The specific issues:
- Cloud dependency — most systems require a vendor account and internet connection. If the API goes down, your plants don’t get watered.
- Cost at scale — commercial moisture sensors are $30-50 each. Scaling to dozens of plants gets expensive fast.
- No extensibility — closed firmware means you can’t add custom logic, integrate with other systems, or adapt to unusual setups.
- Reliability — consumer devices tend to lose connectivity, fail silently, or require frequent manual intervention.
Architecture
The system uses a hub-and-node architecture. A Raspberry Pi 5 acts as the central hub — it runs the MQTT broker, executes all irrigation control logic, drives valve relays via GPIO, persists data to SQLite, and serves the web dashboard. Sensor nodes (Pi Zeros) are stateless: they read soil moisture and publish telemetry over MQTT. Nodes never make watering decisions.
┌──────────────────────┐
│ Raspberry Pi 5 │
│ HUB │
│ │
│ MQTT Broker │
│ Irrigation Control │
│ Valve GPIO Driver │
│ Web Dashboard │
└─────────┬────────────┘
MQTT
┌──────────────┴──────────────┐
│ │
┌───────────────┐ ┌───────────────┐
│ Pi Zero Node │ │ Pi Zero Node │
│ (Sensors) │ │ (Sensors) │
└───────────────┘ └───────────────┘
↓
Gravity-fed water drum
↓
Zone valves → Plants
This split is intentional. Keeping control logic centralized in the hub means there’s exactly one place that decides when valves open. Sensor nodes are cheap, replaceable, and can fail without causing a flood.

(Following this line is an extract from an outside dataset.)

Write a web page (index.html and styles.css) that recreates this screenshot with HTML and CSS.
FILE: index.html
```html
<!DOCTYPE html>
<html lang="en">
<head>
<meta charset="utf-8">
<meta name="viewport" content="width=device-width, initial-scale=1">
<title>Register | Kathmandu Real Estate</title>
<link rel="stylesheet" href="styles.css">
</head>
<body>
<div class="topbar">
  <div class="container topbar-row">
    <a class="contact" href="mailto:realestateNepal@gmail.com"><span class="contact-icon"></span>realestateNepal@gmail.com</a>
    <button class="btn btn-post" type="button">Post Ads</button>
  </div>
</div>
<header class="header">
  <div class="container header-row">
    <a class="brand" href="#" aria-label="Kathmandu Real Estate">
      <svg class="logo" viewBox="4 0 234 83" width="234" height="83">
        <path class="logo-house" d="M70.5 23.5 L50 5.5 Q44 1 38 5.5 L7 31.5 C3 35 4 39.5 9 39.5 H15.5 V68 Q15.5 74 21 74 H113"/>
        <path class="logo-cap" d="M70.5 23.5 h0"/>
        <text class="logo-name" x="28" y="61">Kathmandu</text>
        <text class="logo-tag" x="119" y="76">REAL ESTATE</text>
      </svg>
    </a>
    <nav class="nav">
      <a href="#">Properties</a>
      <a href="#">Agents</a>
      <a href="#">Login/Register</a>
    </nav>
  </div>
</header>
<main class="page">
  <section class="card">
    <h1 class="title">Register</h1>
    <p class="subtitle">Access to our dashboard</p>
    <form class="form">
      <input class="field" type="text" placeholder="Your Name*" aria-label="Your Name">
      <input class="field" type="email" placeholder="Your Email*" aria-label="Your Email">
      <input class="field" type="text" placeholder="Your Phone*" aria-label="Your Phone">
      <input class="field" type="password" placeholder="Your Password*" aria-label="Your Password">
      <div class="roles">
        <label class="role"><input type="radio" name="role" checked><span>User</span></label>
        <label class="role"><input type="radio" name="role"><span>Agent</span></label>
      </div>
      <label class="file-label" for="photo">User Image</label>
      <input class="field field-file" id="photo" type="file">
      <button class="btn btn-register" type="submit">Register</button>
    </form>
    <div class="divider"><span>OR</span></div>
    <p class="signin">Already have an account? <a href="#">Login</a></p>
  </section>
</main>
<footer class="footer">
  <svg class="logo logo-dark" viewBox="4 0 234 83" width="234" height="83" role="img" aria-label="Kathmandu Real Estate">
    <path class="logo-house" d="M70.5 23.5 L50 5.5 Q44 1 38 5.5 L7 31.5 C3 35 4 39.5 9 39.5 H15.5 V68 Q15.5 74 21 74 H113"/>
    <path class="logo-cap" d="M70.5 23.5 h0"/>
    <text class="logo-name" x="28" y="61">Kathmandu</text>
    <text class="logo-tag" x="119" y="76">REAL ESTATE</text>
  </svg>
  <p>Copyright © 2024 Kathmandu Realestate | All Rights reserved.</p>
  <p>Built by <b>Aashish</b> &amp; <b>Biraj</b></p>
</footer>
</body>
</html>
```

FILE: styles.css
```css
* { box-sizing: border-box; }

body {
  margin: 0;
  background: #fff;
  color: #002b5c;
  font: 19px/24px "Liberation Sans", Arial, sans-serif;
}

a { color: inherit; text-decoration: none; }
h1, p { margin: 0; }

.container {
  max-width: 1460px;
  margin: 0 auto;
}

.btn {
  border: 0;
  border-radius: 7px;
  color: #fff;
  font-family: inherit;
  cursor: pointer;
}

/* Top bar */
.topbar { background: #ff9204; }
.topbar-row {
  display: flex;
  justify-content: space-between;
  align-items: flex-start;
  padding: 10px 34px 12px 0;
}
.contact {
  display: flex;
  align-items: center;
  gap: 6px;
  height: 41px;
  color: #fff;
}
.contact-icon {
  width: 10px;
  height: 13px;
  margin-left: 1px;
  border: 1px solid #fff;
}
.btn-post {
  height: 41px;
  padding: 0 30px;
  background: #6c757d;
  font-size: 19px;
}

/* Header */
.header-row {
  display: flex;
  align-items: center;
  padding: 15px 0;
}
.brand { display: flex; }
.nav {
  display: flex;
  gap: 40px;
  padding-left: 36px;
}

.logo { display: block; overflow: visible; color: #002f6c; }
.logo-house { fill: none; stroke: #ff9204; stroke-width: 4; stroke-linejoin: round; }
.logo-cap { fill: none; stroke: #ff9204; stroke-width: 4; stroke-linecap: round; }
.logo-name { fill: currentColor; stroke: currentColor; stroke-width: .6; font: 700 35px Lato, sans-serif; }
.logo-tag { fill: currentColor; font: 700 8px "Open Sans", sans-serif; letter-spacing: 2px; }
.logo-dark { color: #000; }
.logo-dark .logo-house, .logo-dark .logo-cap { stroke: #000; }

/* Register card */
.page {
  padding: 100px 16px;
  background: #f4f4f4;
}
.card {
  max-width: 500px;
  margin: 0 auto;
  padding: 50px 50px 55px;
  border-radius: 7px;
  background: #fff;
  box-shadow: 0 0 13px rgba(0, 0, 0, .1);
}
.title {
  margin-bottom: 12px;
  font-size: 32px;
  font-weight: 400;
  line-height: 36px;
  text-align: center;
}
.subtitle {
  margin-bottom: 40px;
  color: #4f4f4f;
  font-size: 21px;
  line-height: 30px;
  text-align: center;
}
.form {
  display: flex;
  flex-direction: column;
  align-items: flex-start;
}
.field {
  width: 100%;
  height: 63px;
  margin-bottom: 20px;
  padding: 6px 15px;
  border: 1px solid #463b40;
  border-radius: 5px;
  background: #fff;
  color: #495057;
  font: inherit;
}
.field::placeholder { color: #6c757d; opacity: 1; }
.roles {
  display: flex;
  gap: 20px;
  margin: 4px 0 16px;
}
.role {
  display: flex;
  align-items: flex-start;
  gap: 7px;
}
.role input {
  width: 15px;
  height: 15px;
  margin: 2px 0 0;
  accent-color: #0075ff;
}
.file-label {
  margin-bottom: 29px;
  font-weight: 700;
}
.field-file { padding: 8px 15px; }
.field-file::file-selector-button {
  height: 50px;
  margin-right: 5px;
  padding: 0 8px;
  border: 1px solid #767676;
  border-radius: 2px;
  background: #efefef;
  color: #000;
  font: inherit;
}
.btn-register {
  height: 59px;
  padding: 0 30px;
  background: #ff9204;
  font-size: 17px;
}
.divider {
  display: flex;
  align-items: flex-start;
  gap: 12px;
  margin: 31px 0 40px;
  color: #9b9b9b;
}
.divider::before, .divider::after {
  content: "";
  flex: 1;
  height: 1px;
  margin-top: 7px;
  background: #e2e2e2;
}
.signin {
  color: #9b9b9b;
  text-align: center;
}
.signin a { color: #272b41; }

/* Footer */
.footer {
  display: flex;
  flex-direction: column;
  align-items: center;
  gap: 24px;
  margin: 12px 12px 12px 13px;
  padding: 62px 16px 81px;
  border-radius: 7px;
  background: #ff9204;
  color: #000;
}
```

The web dashboard is a Preact SPA bundled into the Rust binary via include_str! — no separate frontend deployment. The hub serves everything from a single process on port 8080.
Safety
Irrigation systems can cause real damage. An accidental valve-open can flood a room in minutes. Safety is a first-class design constraint, not an afterthought.
- Normally-closed valves — on power loss, valves close. The system fails safe by default.

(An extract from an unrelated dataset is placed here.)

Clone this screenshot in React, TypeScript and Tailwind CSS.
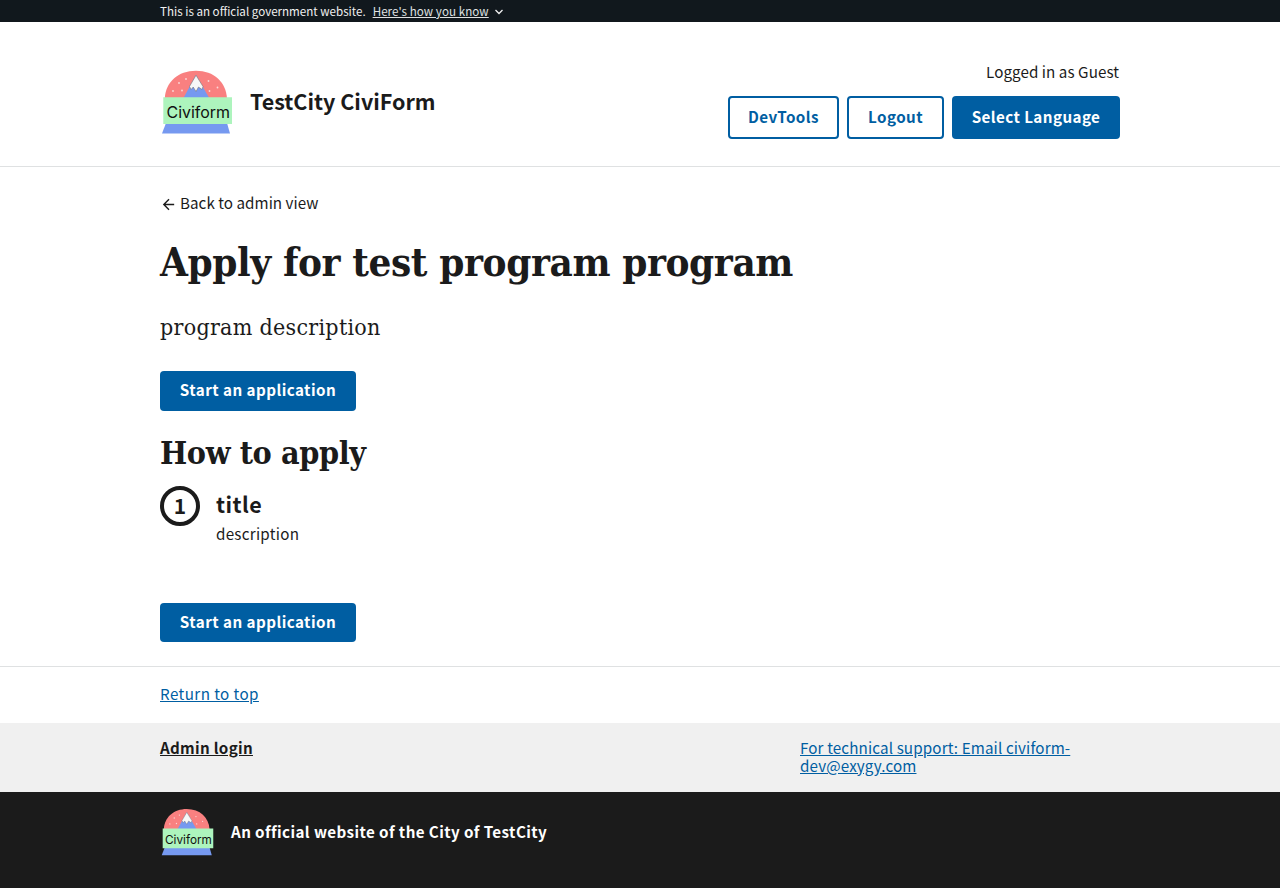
import React from "react";

function Logo({ className }: { className: string }) {
  return (
    <svg viewBox="0 0 72 64" className={className} aria-label="Civiform">
      <path d="M3.800 28.500C4.500 12 17 .7 35 .7S65 12 66 28.500z" fill="#f98080" />
      <path d="M22.200 28.500 35 5l13.500 23.500z" fill="#7699f0" />
      <path d="M28.500 16.500 35 5.300l7 11.200-1 3-3.500-2.500-2.500 4.500-2.800-4.500-2 2.500z" fill="#f7f7f7" stroke="#666" strokeWidth=".5" />
      <g fill="#fbd8d8">
        <circle cx="18" cy="13" r=".9" /><circle cx="25" cy="9" r=".9" />
        <circle cx="21" cy="20.500" r=".9" /><circle cx="12" cy="21" r=".9" />
        <circle cx="47.500" cy="11" r=".9" /><circle cx="56.500" cy="17.500" r=".9" />
        <circle cx="48.500" cy="21" r=".9" />
      </g>
      <path d="M5 53h61l3 10.500H1z" fill="#7699f0" />
      <path d="M2.300 27.300H71V54H2.300z" fill="#adf4bd" />
      <text x="5.500" y="47.800" textLength="63.500" lengthAdjust="spacingAndGlyphs" className="fill-[#101010] font-['Inter'] text-[16px]">Civiform</text>
    </svg>
  );
}

function StartButton({ className }: { className: string }) {
  return (
    <button className={`flex w-49 items-center justify-center rounded bg-[#005ea2] pb-0.5 text-[15.200px] leading-none font-bold tracking-[0.450px] whitespace-nowrap text-white ${className}`}>
      Start an application
    </button>
  );
}

export default function App() {
  return (
    <div className="flex h-[888px] flex-col overflow-hidden bg-white font-['Noto_Sans_CJK_SC',sans-serif] text-[15.200px] leading-[18px] text-[#1b1b1b]">
      <div className="flex h-[22px] items-center bg-[#11181d] px-40 text-[11.600px] leading-[22px] text-[#f0f0f0]">
        <span>This is an official government website.</span>
        <a className="ml-[7px] tracking-[0.060px] text-[#dfe1e2] underline underline-offset-1">Here's how you know</a>
        <svg viewBox="0 0 10 10" className="mt-px ml-[5px] size-2.5" fill="none" stroke="#f0f0f0" strokeWidth="1.300"><path d="m1.500 3 3.500 3.500L8.500 3" /></svg>
      </div>
      <header className="flex h-[145px] justify-between border-b border-[#dfe1e2] px-40">
        <div className="flex items-start pt-12">
          <Logo className="ml-px h-16 w-[72px]" />
          <h1 className="mt-[15px] ml-[17px] text-[21.500px] leading-8 font-bold">TestCity CiviForm</h1>
        </div>
        <div className="flex flex-col items-end pt-10">
          <p className="mr-px tracking-[0.060px]">Logged in as Guest</p>
          <div className="mt-4 flex h-[43px] gap-2 font-bold tracking-[0.420px]">
            <button className="flex w-[111px] items-center justify-center rounded border-2 border-[#005ea2] pb-[3px] text-[#005ea2]">DevTools</button>
            <button className="flex w-[97px] items-center justify-center rounded border-2 border-[#005ea2] pb-[3px] text-[#005ea2]">Logout</button>
            <button className="flex w-[168px] items-center justify-center rounded bg-[#005ea2] pb-[3px] text-white">Select Language</button>
          </div>
        </div>
      </header>
      <main className="flex h-[499px] flex-col px-40 pt-[26px]">
        <a className="flex h-[18px] items-center tracking-[0.040px]">
          <svg viewBox="0 0 24 24" className="mt-1 mr-[3px] size-[17px]" fill="currentColor"><path d="M20 11H7.830l5.590-5.590L12 4l-8 8 8 8 1.410-1.410L7.830 13H20v-2z" /></svg>
          Back to admin view
        </a>
        <h1 className="mt-[23px] h-14 font-['DejaVu_Serif_Condensed','DejaVu_Serif',serif] text-[40px] leading-[56px] font-bold tracking-[-0.400px] whitespace-nowrap">Apply for test program program</h1>
        <p className="mt-[21px] h-8 font-['DejaVu_Serif_Condensed','DejaVu_Serif',serif] text-[23px] leading-8 tracking-[0.280px]">program description</p>
        <StartButton className="mt-[28px] h-10" />
        <h2 className="mt-[22px] h-10 font-['DejaVu_Serif_Condensed','DejaVu_Serif',serif] text-[32px] leading-10 font-bold tracking-[-0.390px]">How to apply</h2>
        <div className="mt-[13px] flex h-[68px]">
          <div className="flex size-10 items-center justify-center rounded-full border-4 border-[#1b1b1b] pb-0.5 text-[21px] leading-none font-bold">1</div>
          <div className="ml-4">
            <h3 className="mt-[5px] text-[21.500px] leading-[26px] font-bold tracking-[0.450px]">title</h3>
            <p className="mt-[7px] tracking-[0.270px]">description</p>
          </div>
        </div>
        <StartButton className="mt-[49px] h-[39px]" />
      </main>
      <footer>
        <div className="h-[57px] border-t border-[#dfe1e2] px-40 pt-[17px]">
          <a className="tracking-[0.420px] text-[#005ea2] underline underline-offset-1">Return to top</a>
        </div>
        <div className="flex h-[69px] bg-[#f0f0f0] px-40 pt-[15px]">
          <a className="w-160 font-bold tracking-[0.300px] underline underline-offset-1">Admin login</a>
          <a className="tracking-[0.130px] text-[#005ea2] underline underline-offset-1">For technical support: Email civiform-<br />dev@exygy.com</a>
        </div>
        <div className="flex h-24 items-start bg-[#1b1b1b] px-40 pt-4">
          <Logo className="ml-px h-12 w-[53px]" />
          <p className="mt-[14px] ml-[17px] font-bold tracking-[0.400px] text-white">An official website of the City of TestCity</p>
        </div>
      </footer>
    </div>
  );
}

- Hub-only actuation — sensors publish data; only the hub can open valves. No distributed control means no ambiguous state.
- Daily watering limits — each zone has caps on total open-seconds and pulse count per day. Even if the control logic has a bug, physical damage is bounded.
- Sensor staleness detection — if a sensor stops reporting, the hub flags the zone as stale and refuses to water. No data is treated as a fault, not a green light.
- Time-bounded pulses — every valve activation has a maximum duration. The hub enforces this regardless of what triggered the watering.
- All valves OFF on startup — the hub initializes every valve to closed before doing anything else.
Pulse and Soak
The system doesn’t just open a valve until soil is wet. It uses pulse-and-soak irrigation: when moisture drops below a threshold, the valve opens briefly (a pulse), then closes for a soak period while water absorbs into the soil. After the soak, moisture is re-evaluated. This prevents runoff, avoids sensor lag issues, and stops the valve from oscillating on and off.
Zone configuration controls the behavior:
[[zones]]
zone_id = "back-garden"
name = "Back Garden"
min_moisture = 0.25
target_moisture = 0.45
pulse_sec = 45
soak_min = 15
max_open_sec_per_day = 240
max_pulses_per_day = 8
valve_gpio_pin = 27
Sensors are mapped to zones with calibration values for converting raw ADC readings to moisture percentages:
[[sensors]]
sensor_id = "node-b/s1"
node_id = "node-b"
zone_id = "back-garden"
raw_dry = 26000
raw_wet = 12000
Tech Stack
| Layer | Technology |
|---|---|
| Runtime | Rust (tokio, axum, sqlx, rumqttc) |
| GPIO | rppal (feature-gated — mock in dev, real on Pi) |
| Database | SQLite (WAL mode) |
| Messaging | MQTT via Eclipse Mosquitto |
| Dashboard | Preact, Tailwind CSS 4, shadcn/ui, Recharts |
| Build | Cargo workspace, Vite, cross (ARM cross-compilation) |
| CI | GitHub Actions (fmt, clippy, test) |
Current Status
| Feature | Status |
|---|---|
| Hub-and-node architecture | Complete |
| MQTT telemetry pipeline | Complete |
| SQLite persistence | Complete |
| Web dashboard | Complete |
| GPIO valve control | Complete |
| Safety constraints | Complete |
| Zone/sensor configuration | Complete |
| Docker dev environment | Complete |
| ADS1115 real sensor reads | Planned |
| Moisture calibration workflow | Planned |
| Automatic watering triggers | Planned |
| ESP32 battery-powered nodes | Future |
| Weather integration | Future |
Learnings
- Safety-first design changes everything — starting from “what happens if this fails?” rather than “how do I make this work?” led to a fundamentally different architecture. Normally-closed valves, daily limits, and centralized control aren’t features — they’re the foundation everything else builds on.
- Feature-gated GPIO is essential for dev ergonomics — the
gpioCargo feature lets the entire system run on a Mac with mock GPIO. Without this, every code change would require deploying to a Pi to test. Most of the development happens without touching hardware. - Embedding the SPA in the binary is underrated —
include_str!means the dashboard ships as part of the Rust binary. No nginx, no static file serving, no CORS. One process, one binary, onescpto deploy. The tradeoff is rebuild time when the UI changes, but for a system like this it’s worth it.